Post-Doctoral Fellows
Raissa Passos Dos Santos
Raissa is a nurse and researcher interested in advancing care for children with complex needs. She completed her doctoral degree at McGill University in 2021 and is currently a post-doctoral fellow at the University of Montreal. Her research program was focused on the diverse perspectives associated with the experiences of children living with medical complexity. During the Ph.D. program, she was the recipient of the David McCutcheon Pediatric Palliative Care Doctoral Fellowship and awarded the Doctoral training scholarship from the Fonds de Recherche Santé du Quebec (FRQ-S). She is presently a Postdoctoral Researcher at the Montreal Shriners Hospitals for Children in collaboration with McGill University and a Research Associate in the VOICE team (Views On Interdisciplinary Childhood Ethics) at McGill University. Her research interests include Pediatric Nursing, Health Care of Children with Medical Complexity, Pediatric Palliative Care, Global Health, Ethics and Bioethics in Pediatrics, and Nursing Ethics and Practice.

Marianne Sofronas
Marianne is a nurse, clinical ethicist, and anthropologist.
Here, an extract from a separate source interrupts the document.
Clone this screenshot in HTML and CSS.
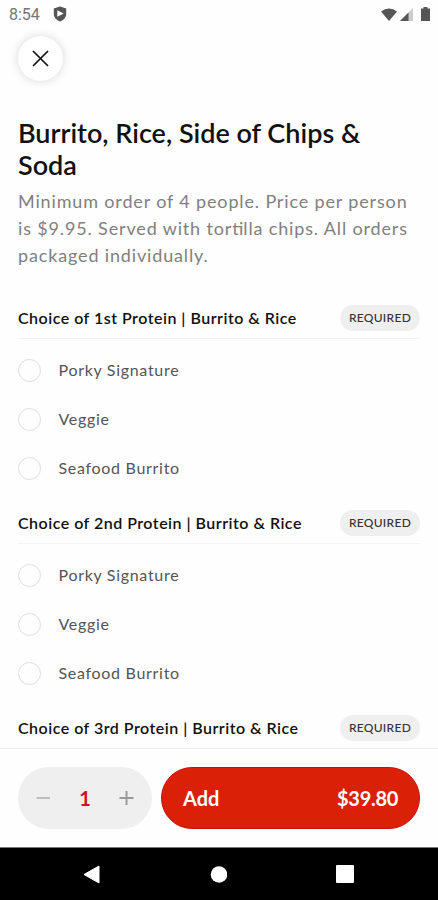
FILE: index.html
```html
<!DOCTYPE html>
<html lang="en">
<head>
<meta charset="utf-8">
<title>Burrito, Rice, Side of Chips &amp; Soda</title>
<link rel="stylesheet" href="styles.css">
</head>
<body>
<div class="screen">
  <header class="status">
    <span class="time">8:54</span>
    <svg class="shield" width="14" height="16" viewBox="0 0 14 16"><path d="M7 .5 13.2 2.5V8C13.2 11.500 10.500 14 7 15.500 3.500 14 .8 11.500 .8 8V2.500Z" fill="#555"/><path d="M4.300 4.300 10.700 7.500 4.300 10.700Z" fill="#fff"/></svg>
    <span class="status-icons">
      <svg width="16" height="13" viewBox="0 0 16 13"><path d="M0 3.500Q8-2.500 16 3.500L8 13Z" fill="#555"/></svg>
      <svg width="13" height="13" viewBox="0 0 13 13"><path d="M13 0V13H0Z" fill="#ccc"/><path d="M8.500 4.500V13H0Z" fill="#555"/></svg>
      <svg class="battery" width="9" height="14" viewBox="0 0 9 14"><path d="M2.500 0h4v1.500H9V14H0V1.500h2.500Z" fill="#555"/></svg>
    </span>
  </header>
  <main class="content">
    <button class="close" aria-label="Close"><svg width="17" height="17" viewBox="0 0 17 17"><path d="M1 1 16 16M16 1 1 16" stroke="#111" stroke-width="1.700" fill="none"/></svg></button>
    <h1>Burrito, Rice, Side of Chips &amp; Soda</h1>
    <p class="description">Minimum order of 4 people. Price per person is $9.95. Served with tor<span class="joined">ti</span>lla chips. All orders packaged individually.</p>
    <section class="group">
      <div class="group-head"><h2>Choice of 1st Protein | Burrito &amp; Rice</h2><span class="badge">REQUIRED</span></div>
      <div class="option"><span class="radio"></span><span>Porky Signature</span></div>
      <div class="option"><span class="radio"></span><span>Veggie</span></div>
      <div class="option"><span class="radio"></span><span>Seafood Burrito</span></div>
    </section>
    <section class="group">
      <div class="group-head"><h2>Choice of 2nd Protein | Burrito &amp; Rice</h2><span class="badge">REQUIRED</span></div>
      <div class="option"><span class="radio"></span><span>Porky Signature</span></div>
      <div class="option"><span class="radio"></span><span>Veggie</span></div>
      <div class="option"><span class="radio"></span><span>Seafood Burrito</span></div>
    </section>
    <section class="group">
      <div class="group-head"><h2>Choice of 3rd Protein | Burrito &amp; Rice</h2><span class="badge">REQUIRED</span></div>
    </section>
  </main>
  <footer class="actions">
    <div class="stepper">
      <svg width="15" height="15" viewBox="0 0 15 15"><path d="M.5 7H14" stroke="#bdbdbd" stroke-width="2"/></svg>
      <span class="count">1</span>
      <svg width="15" height="15" viewBox="0 0 15 15"><path d="M.5 7H14.500M7.500 0V14" stroke="#999" stroke-width="2"/></svg>
    </div>
    <button class="add"><span>Add</span><span class="price">$39.80</span></button>
  </footer>
  <nav class="navbar">
    <svg width="17" height="19" viewBox="0 0 17 19"><path d="M16 1V18L1 9.500Z" fill="#fff" stroke="#fff" stroke-linejoin="round"/></svg>
    <svg width="17" height="17" viewBox="0 0 17 17"><circle cx="8.500" cy="8.500" r="8.300" fill="#fff"/></svg>
    <svg width="18" height="18" viewBox="0 0 18 18"><rect width="18" height="18" rx="1" fill="#fff"/></svg>
  </nav>
</div>
</body>
</html>
```
FILE: styles.css
```css
* { box-sizing: border-box; }
body { margin: 0; background: #fefefe; font-family: Lato, sans-serif; color: #111; }
svg { display: block; flex: none; }
button { border: 0; font: inherit; }
.screen { height: 900px; display: flex; flex-direction: column; overflow: hidden; }
.status { flex: none; height: 28px; padding: 0 8px 0 9px; display: flex; align-items: center; }
.time { font: 16px/28px Roboto, sans-serif; color: #757575; width: 44px; padding-top: 1px; }
.status-icons { margin-left: auto; display: flex; align-items: center; gap: 3px; }
.battery { margin-left: 5px; }
.content { flex: 1; min-height: 0; overflow: hidden; padding: 8px 18px 0; }
.close { display: flex; align-items: center; justify-content: center; width: 45px; height: 45px; padding: 0; border-radius: 50%; background: #fff; box-shadow: 0 0 10px rgba(0, 0, 0, .16); }
h1 { margin: 36px 0 7px; font-size: 27px; line-height: 32px; font-weight: 600; }
.description { margin: 0 0 36px; font-size: 18px; line-height: 27px; letter-spacing: .85px; color: #808080; }
.joined { letter-spacing: 0; }
.group { height: 205px; }
.group-head { height: 34px; display: flex; justify-content: space-between; align-items: flex-start; border-bottom: 1px solid #f2f2f2; margin-bottom: 6px; }
h2 { margin: 0; font-size: 16px; line-height: 26px; font-weight: 600; letter-spacing: .49px; }
.badge { width: 80px; height: 26px; border-radius: 13px; background: #efefef; text-align: center; font-size: 12px; line-height: 26px; font-weight: 500; letter-spacing: .3px; color: #333; }
.option { height: 49px; display: flex; align-items: center; gap: 17.5px; font-size: 16px; letter-spacing: .7px; color: #555; }
.radio { width: 23px; height: 23px; margin-top: 2px; border: 1px solid #dedede; border-radius: 50%; }
.actions { flex: none; height: 99px; padding: 18px 18px 0; display: flex; gap: 9px; border-top: 1px solid #eee; }
.stepper { width: 134px; height: 62px; border-radius: 31px; background: #efefef; display: flex; align-items: center; justify-content: space-between; padding: 0 18px; }
.count { color: #cf1515; font-size: 20px; font-weight: 700; }
.add { flex: 1; height: 62px; border-radius: 31px; padding: 0 21px; background: #db2008; border: 1px solid #d00c08; color: #fff; font-size: 20px; font-weight: 700; display: flex; justify-content: space-between; align-items: center; }
.price { letter-spacing: -.3px; }
.navbar { flex: none; height: 53px; background: #000; border-top: 1px solid #777; display: flex; align-items: center; justify-content: space-between; padding: 0 84px 0 83px; }
.navbar circle { transform: translateX(.5px); }
```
She is currently a post-doctoral fellow at the University of Ottawa with the PCNE Hub, working with Dr. Kim McMillan on a CIHR funded study on creating compassionate communities and enabling environments to enhance nurse retention and return to work. Marianne’s research interests include neuropalliative care, clinical ethics, personhood in illness, clinical and organizational applications of compassionate frameworks, and ethnography with vulnerable populations. She is a faculty lecturer at the Ingram School of Nursing, and a clinical ethicist at the McGill University Health Centre. Marianne completed her PhD in nursing at McGill University in 2022, and her doctoral project was an ethnography of neuropalliative care. Marianne also holds an BA (McGill) and MA (New School for Social Research) in anthropology, and an MSc (McGill) in nursing. She is the recipient of multiple awards and fellowships, including the Richard and Edith Strauss Clinical Research Doctoral Fellowship (2016-2018), and Doctoral Training Awards from the Fonds de Recherche Santé du Québec (2018-2022), and the Quebec Ministere de l’Enseignement Superieur /OIIQ (2021-2022). Prior to obtaining her PhD, Marianne worked for over a decade as a nurse clinician in neuro-critical care.